今回は、医療系のものは1つだけでしょうか?。「グッド・ドクター」という小児外科を舞台にしたドラマです。

私も初めて知ったのですが、医師全体の中で小児外科医の割合は0.3%なのだそうです。確かに、小児外科のある病院は、極めて少ないですよね。ということは、99.7%が他科の医師ということにあり、ちょっと肩身が狭いでしょうか?。

でも、当院でもたびたびお世話になっています。そけいヘルニアは何度も紹介していますし、繰り返し嘔吐したりして消化管の異常が疑われたりすると、精査をお願いしています。包茎の治療は当院でもやっていますが、1人だけ難治の子がいてオペしていただきました。

いないと小児科医は困ってしまいます。ドラマの中では、採算の取れない科で、病院の経営を圧迫しているとされています。実際のところはどうなんでしょうか?。

以前、やはりドラマ「99.9」になぞらえて、話をしました。かなりこだわってアレルギー医療を行っていますが、自分のやっていることで全体の99.9%になるものは何かという内容だったと思います。

今回、小児外科医でない割合が99.7%であることを受けて、新たな99.9%を考えてみようと思います。

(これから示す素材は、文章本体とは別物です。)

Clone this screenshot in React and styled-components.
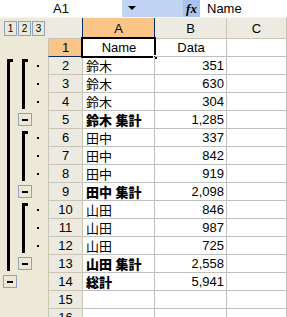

「劣化する開業医」、これは確実に99.9%でしょう。

患者さん側からすると、医師はベテランなほど、経験豊富で大抵なことに対応できるとお考えでしょうね。ただ、見ていると、開業したと同時に、提供する医療内容は劣化していくと言わざるを得ません。

アレルギーなんて、顕著です。食物アレルギーの診療は、食物負荷試験なしにできないとされていますが、負荷試験を行っている開業医はほとんどいませんよね?。専門病院に紹介状を書く良心的な医師もいるでしょうが、全例ということはないでしょう。

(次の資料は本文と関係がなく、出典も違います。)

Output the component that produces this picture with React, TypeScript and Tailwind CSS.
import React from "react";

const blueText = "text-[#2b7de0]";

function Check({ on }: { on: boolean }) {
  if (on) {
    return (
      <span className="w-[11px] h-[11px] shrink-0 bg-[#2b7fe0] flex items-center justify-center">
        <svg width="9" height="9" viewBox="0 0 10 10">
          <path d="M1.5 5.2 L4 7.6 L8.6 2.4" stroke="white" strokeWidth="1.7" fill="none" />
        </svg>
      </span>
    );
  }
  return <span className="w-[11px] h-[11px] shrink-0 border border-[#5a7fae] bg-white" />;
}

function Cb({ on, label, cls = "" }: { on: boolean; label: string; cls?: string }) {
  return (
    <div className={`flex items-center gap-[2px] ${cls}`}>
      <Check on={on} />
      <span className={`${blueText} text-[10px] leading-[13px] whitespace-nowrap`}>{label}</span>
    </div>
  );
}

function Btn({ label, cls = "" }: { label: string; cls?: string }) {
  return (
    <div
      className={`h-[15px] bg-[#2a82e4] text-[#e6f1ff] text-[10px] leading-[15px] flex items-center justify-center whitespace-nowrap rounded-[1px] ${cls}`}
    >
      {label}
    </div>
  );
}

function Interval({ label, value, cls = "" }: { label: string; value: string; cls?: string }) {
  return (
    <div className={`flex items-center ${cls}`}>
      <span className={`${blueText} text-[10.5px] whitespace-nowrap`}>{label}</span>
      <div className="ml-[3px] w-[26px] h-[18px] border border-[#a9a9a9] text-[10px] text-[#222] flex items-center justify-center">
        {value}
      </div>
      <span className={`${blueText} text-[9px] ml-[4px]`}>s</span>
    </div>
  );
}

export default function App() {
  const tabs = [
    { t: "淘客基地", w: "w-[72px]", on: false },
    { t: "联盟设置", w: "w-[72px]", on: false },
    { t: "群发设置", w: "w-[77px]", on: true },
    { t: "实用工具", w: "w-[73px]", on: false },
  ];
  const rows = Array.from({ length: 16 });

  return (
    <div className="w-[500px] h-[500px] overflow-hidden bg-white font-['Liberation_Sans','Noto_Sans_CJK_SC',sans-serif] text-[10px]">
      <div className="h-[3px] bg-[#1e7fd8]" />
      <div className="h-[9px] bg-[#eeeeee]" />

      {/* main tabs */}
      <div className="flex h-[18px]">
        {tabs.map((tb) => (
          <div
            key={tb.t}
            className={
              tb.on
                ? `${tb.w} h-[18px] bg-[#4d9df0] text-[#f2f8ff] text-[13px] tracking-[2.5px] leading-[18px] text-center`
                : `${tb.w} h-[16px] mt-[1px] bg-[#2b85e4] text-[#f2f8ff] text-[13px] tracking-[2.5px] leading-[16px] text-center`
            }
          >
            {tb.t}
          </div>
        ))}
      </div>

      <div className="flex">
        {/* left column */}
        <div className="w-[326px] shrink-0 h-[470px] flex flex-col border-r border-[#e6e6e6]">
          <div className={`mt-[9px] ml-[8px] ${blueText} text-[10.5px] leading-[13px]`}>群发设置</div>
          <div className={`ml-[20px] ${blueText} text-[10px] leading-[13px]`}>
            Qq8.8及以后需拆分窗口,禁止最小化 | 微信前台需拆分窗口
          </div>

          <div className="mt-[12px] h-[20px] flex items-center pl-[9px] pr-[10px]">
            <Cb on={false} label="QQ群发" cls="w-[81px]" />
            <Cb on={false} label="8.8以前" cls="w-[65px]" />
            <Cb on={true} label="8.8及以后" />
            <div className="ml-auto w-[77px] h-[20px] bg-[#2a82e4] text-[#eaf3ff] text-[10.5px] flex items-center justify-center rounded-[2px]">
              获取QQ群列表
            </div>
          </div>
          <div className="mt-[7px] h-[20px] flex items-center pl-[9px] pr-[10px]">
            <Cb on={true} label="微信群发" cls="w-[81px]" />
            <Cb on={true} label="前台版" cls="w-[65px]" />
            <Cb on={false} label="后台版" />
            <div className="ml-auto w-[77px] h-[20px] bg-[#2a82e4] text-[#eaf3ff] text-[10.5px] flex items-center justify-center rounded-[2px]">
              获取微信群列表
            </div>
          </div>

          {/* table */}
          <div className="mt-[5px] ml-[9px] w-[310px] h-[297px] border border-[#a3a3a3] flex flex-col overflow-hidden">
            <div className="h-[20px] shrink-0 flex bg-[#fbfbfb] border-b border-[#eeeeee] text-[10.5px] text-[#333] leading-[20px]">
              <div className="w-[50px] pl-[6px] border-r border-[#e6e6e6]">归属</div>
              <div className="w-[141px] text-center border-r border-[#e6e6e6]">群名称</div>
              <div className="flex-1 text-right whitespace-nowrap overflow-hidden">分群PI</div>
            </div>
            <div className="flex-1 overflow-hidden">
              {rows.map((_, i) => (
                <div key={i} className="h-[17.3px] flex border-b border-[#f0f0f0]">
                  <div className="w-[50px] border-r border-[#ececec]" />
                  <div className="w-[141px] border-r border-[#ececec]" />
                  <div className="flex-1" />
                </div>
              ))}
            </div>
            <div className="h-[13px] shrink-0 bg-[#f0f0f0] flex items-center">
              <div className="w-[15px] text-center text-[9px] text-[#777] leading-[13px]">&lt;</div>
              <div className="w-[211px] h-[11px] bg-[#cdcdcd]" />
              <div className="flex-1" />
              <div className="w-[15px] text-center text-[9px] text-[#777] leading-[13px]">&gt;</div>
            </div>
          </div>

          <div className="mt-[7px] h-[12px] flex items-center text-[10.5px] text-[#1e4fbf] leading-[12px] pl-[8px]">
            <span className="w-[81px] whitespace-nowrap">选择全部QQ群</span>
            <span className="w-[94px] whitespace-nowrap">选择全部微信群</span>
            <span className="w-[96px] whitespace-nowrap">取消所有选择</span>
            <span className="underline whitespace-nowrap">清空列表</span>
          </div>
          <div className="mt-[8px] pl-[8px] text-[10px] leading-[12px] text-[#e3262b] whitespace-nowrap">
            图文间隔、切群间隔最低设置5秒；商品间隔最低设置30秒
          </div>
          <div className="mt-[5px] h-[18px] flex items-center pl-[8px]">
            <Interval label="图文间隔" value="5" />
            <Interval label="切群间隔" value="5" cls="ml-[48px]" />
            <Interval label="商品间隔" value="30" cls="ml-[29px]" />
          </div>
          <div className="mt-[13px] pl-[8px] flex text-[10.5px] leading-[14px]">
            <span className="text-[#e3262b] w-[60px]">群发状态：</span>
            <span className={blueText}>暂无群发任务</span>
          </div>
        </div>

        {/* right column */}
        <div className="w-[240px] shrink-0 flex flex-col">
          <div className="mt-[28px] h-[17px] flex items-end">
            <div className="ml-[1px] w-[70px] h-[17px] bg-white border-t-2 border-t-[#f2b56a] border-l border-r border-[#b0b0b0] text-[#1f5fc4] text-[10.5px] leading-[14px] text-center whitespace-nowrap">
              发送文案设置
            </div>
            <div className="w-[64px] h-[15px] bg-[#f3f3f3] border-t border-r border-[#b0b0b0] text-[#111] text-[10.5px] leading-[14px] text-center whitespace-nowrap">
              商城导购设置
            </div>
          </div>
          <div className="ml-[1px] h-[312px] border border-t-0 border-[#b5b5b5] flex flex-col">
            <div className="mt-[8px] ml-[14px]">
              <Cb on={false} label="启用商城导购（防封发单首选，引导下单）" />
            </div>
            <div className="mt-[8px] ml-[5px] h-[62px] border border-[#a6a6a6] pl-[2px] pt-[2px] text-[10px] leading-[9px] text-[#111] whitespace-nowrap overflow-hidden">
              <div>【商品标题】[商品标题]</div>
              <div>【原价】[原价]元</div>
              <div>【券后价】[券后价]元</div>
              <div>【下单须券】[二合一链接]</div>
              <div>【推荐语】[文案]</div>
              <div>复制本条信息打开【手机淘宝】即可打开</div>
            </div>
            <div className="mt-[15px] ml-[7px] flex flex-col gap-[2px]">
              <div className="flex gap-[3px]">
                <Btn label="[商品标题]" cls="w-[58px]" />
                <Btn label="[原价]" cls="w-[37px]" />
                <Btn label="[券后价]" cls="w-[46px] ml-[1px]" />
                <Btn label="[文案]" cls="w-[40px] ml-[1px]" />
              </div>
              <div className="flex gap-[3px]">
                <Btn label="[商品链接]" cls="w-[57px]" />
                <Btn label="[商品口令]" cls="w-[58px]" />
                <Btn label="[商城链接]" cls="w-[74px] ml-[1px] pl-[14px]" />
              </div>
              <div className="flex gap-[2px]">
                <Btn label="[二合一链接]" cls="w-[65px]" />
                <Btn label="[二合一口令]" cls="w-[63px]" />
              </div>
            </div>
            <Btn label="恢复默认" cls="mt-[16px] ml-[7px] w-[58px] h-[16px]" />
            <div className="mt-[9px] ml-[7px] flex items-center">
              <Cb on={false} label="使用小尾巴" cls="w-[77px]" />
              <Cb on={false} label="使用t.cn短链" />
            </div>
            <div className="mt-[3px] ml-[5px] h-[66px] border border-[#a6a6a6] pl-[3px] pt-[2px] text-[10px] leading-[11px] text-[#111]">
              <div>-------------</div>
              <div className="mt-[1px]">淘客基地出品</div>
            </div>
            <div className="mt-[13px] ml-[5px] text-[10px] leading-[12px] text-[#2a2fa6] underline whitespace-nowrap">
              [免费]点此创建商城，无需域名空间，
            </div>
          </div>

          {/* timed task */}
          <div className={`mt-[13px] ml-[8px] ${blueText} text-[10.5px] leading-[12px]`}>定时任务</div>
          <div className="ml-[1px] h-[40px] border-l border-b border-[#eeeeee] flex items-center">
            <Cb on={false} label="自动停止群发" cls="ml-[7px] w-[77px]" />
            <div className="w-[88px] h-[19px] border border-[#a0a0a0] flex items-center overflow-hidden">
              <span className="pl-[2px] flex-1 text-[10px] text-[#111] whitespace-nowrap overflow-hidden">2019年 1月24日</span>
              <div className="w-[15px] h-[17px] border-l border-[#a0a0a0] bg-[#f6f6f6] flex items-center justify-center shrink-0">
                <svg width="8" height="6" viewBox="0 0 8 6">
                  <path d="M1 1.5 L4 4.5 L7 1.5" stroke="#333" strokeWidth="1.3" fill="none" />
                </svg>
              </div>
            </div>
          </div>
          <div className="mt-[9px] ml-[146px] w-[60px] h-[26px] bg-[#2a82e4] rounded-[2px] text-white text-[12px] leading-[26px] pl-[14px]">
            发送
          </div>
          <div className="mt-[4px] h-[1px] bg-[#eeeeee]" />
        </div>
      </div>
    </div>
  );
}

私の感覚では、明らかに95%以上の開業医が負荷試験をせずに食物アレルギー診療をしているでしょうが、正しいこと、適切なことをやっていない訳です。

昨日も触れたように、95%以上の皮膚科医、小児科医がアトピー性皮膚炎の診断もできないように思います。のちのち診断されることもありますが、かなり遅れており、既に経皮感作を起こしてしまっています。

アトピー性皮膚炎や食物アレルギーがあると、ぜんそくを発症しやすくなりますが、ほとんどの小児科医が、風邪だと誤診しています。相当に進行してようやく診断されることもあります。

何故こんなことが起こるのか?。開業医を取り巻く環境だと思っています。

開業医の周りは、誰もかもがイエスマンのようなものだからです。患者さんは医師を盲目的に信用しているし、変なことをされたり言われたりすれば、他の医者のところに行けばいい訳です。結局、その医者に都合のいい患者さんしか、その医師の元に集まらないということになります。

医師への報酬も、ぜんそくを“風邪”、アトピー性皮膚炎を“乳児湿疹”、食物アレルギーを負荷試験もせずに「除去しなさい」と言い続けるだけで、医師には満額の報酬が支払われます。どんな間違ったことをしても、お金が入る仕組みになっているのです。

そんな環境下では、医師は誰もかもが自分の好き放題になってしまいますよね?。実際、ほとんどの開業医が効率や利益の優先順位がかなり高いはずです。

ということで、開業医の99.9%が徐々に劣化していく、というのは現実なんだろうと思っています。

患者さんは、もう少し客観的に医師を見て、判断していただきたいと思っています。